Add the liquids to the pot.
Pour in the Guinness. Use a stiff spatula to scrape up any browned bits from the bottom of the pot. Let it simmer for five minutes to reduce the beer a bit, then stir in the reserved beef, beef broth, and thyme.

Pressure cook the meat.
Secure the lid on the pressure cooker and make sure it’s set to its “sealing” position. Cancel the cooking program, then select the Meat/Stew,” “Pressure Cook,” or “Manual” setting, and set the cooking time to 30 minutes at high pressure. (The pot will take about 10 minutes to come up to pressure before the actual cooking time begins.)

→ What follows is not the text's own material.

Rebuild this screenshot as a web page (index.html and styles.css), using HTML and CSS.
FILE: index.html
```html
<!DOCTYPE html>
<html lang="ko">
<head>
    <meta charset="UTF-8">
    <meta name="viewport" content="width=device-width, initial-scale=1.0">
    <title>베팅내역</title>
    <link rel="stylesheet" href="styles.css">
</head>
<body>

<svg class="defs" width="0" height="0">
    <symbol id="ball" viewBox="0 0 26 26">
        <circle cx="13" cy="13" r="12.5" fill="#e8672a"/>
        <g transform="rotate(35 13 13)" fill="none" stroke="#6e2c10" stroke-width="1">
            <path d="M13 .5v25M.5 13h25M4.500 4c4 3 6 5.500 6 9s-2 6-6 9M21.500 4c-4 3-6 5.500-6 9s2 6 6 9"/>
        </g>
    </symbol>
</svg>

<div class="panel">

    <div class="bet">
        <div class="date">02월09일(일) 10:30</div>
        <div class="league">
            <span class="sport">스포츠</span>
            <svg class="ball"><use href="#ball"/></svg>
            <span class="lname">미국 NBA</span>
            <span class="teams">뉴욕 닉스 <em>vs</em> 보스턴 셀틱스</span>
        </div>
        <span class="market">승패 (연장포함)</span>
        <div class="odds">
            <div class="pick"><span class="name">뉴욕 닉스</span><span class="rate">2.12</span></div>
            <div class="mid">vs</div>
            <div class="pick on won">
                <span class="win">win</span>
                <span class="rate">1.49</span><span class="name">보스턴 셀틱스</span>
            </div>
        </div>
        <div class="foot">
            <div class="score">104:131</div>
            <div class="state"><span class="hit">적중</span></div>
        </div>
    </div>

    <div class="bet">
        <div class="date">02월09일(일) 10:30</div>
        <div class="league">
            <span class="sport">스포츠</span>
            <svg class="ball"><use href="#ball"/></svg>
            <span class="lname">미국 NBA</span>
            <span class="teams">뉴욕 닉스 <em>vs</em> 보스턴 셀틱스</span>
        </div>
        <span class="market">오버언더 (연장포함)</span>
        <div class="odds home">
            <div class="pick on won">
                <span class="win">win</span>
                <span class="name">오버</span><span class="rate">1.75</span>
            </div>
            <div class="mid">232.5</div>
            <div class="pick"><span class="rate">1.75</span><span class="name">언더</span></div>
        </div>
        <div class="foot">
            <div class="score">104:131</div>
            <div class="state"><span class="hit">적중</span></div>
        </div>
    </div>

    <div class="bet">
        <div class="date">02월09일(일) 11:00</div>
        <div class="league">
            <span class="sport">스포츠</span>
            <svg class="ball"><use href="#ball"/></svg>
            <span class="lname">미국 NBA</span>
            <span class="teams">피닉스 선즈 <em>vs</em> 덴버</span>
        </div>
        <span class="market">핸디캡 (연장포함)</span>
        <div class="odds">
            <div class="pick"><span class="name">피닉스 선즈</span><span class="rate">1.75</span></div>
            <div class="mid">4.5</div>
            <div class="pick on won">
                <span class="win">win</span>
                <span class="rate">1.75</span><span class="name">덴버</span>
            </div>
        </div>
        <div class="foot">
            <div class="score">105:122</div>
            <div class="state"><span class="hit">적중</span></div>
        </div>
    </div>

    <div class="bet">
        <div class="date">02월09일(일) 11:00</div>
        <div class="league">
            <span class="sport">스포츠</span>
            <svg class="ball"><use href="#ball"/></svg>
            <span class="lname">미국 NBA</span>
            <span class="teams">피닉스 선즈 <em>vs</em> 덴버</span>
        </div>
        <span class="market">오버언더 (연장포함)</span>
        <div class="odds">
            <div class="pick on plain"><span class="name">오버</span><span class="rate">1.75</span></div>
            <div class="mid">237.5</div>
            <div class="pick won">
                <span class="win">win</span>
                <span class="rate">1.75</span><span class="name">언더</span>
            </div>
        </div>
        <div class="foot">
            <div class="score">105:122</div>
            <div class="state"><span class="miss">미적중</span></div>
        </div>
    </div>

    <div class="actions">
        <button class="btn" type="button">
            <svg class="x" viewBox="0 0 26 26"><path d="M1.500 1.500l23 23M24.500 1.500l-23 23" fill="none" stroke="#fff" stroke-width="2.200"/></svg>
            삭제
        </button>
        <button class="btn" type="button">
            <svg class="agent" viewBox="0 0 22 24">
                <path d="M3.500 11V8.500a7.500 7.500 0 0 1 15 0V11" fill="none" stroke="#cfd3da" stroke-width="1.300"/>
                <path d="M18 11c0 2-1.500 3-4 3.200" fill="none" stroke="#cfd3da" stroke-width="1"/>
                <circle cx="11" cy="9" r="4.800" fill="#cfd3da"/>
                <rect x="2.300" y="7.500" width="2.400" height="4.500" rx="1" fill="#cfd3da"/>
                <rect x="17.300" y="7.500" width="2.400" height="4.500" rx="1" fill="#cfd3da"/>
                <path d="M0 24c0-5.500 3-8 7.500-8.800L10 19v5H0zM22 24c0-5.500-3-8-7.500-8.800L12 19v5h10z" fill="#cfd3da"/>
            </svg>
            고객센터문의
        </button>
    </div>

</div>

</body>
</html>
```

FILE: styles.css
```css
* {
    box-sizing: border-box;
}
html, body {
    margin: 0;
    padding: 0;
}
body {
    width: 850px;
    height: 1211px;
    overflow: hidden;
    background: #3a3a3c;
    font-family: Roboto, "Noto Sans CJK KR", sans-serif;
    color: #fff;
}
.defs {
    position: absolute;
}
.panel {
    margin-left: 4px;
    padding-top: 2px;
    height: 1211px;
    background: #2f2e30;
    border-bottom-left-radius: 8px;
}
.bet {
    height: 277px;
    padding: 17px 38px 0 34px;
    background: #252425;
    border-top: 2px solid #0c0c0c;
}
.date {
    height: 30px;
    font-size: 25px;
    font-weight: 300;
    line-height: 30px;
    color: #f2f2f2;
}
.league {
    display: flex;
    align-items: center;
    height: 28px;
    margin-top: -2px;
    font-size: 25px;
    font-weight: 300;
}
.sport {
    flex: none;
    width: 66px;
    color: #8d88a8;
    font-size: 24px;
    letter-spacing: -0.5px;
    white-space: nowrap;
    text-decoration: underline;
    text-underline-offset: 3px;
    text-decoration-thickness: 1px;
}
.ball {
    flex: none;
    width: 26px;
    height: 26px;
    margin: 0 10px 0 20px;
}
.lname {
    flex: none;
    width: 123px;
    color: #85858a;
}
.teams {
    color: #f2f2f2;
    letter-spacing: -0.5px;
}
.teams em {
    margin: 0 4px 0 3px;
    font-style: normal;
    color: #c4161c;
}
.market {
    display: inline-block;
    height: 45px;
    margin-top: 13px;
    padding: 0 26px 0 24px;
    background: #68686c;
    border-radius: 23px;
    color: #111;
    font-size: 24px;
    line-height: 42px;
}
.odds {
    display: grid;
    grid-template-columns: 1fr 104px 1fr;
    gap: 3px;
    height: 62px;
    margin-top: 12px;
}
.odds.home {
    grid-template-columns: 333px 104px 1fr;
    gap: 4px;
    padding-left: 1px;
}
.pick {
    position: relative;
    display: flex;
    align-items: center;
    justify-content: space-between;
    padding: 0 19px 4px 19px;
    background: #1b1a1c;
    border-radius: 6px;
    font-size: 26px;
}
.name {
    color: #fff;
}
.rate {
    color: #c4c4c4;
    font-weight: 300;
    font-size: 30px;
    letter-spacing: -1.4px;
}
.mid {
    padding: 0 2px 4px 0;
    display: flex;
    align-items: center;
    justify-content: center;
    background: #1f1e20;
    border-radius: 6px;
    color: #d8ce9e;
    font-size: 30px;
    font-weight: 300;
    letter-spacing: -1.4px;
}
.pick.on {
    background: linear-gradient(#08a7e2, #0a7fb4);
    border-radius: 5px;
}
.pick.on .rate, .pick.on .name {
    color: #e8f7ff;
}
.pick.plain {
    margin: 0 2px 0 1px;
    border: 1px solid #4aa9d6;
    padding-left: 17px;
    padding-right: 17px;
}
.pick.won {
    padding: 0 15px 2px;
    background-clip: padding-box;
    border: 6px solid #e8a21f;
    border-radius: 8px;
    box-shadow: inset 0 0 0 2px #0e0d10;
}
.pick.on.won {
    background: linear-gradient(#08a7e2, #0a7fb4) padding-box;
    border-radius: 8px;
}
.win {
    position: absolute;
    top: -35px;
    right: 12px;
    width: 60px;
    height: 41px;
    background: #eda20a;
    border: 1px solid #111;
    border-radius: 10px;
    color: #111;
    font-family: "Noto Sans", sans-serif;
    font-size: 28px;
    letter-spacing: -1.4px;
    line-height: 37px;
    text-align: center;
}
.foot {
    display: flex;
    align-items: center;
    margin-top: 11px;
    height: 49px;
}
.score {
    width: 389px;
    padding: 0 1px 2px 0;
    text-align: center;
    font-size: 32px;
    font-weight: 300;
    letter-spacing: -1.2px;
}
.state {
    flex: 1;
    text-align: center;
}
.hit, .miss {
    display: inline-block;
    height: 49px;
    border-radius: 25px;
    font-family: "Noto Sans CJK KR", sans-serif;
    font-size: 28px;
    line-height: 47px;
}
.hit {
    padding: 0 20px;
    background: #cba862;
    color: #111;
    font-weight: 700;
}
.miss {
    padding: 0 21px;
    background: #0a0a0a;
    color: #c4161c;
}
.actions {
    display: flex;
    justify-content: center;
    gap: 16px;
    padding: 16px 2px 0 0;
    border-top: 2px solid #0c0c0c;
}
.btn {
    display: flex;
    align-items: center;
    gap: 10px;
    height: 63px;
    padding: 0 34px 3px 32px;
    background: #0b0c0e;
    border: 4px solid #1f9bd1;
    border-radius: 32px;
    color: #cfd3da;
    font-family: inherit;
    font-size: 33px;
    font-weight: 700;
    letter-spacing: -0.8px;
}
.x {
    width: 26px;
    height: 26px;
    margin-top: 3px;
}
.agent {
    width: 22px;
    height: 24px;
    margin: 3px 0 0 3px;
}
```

When the cooking program finishes, let the pressure release naturally for 10 minutes. Then release the remaining pressure by moving the pressure vent to its “venting” position.

At this point, you may also leave the stew on the “Keep Warm” setting for up to 10 hours, before continuing with the rest of the recipe. The beef will become more tender the longer it sits.

Add root vegetables and pressure cook.
When the pressure has released, open the pot.
Optional: For a leaner stew, you can use a ladle or spoon to skim off some of the fat. Stir in the carrots, parsnips, and root vegetables.
Put the lid back on the pressure cooker and make sure it’s set to its “sealing” position. Cancel the cooking program, then select the “Pressure Cook” or “Manual” setting and set the cooking time to 3 minutes at high pressure.
Again, the pot will take about 10 minutes to come up to pressure before the actual cooking time begins. While the stew is finishing, mix the corn starch and water together in a small bowl

Finish the stew
When the cooking program ends, perform a quick pressure release by moving the pressure vent to its “venting” position.

It's also ok if you need to leave the stew on the "Warm" setting for a little while before venting the pressure and serving, though the vegetables will eventually start to get mushy if left too long.

Stir in the cornstarch slurry right away while stew is still bubbling. The residual heat will thicken the stew within a couple minutes.

Ladle the stew into bowls and serve it hot, with fresh parsley sprinkled on top.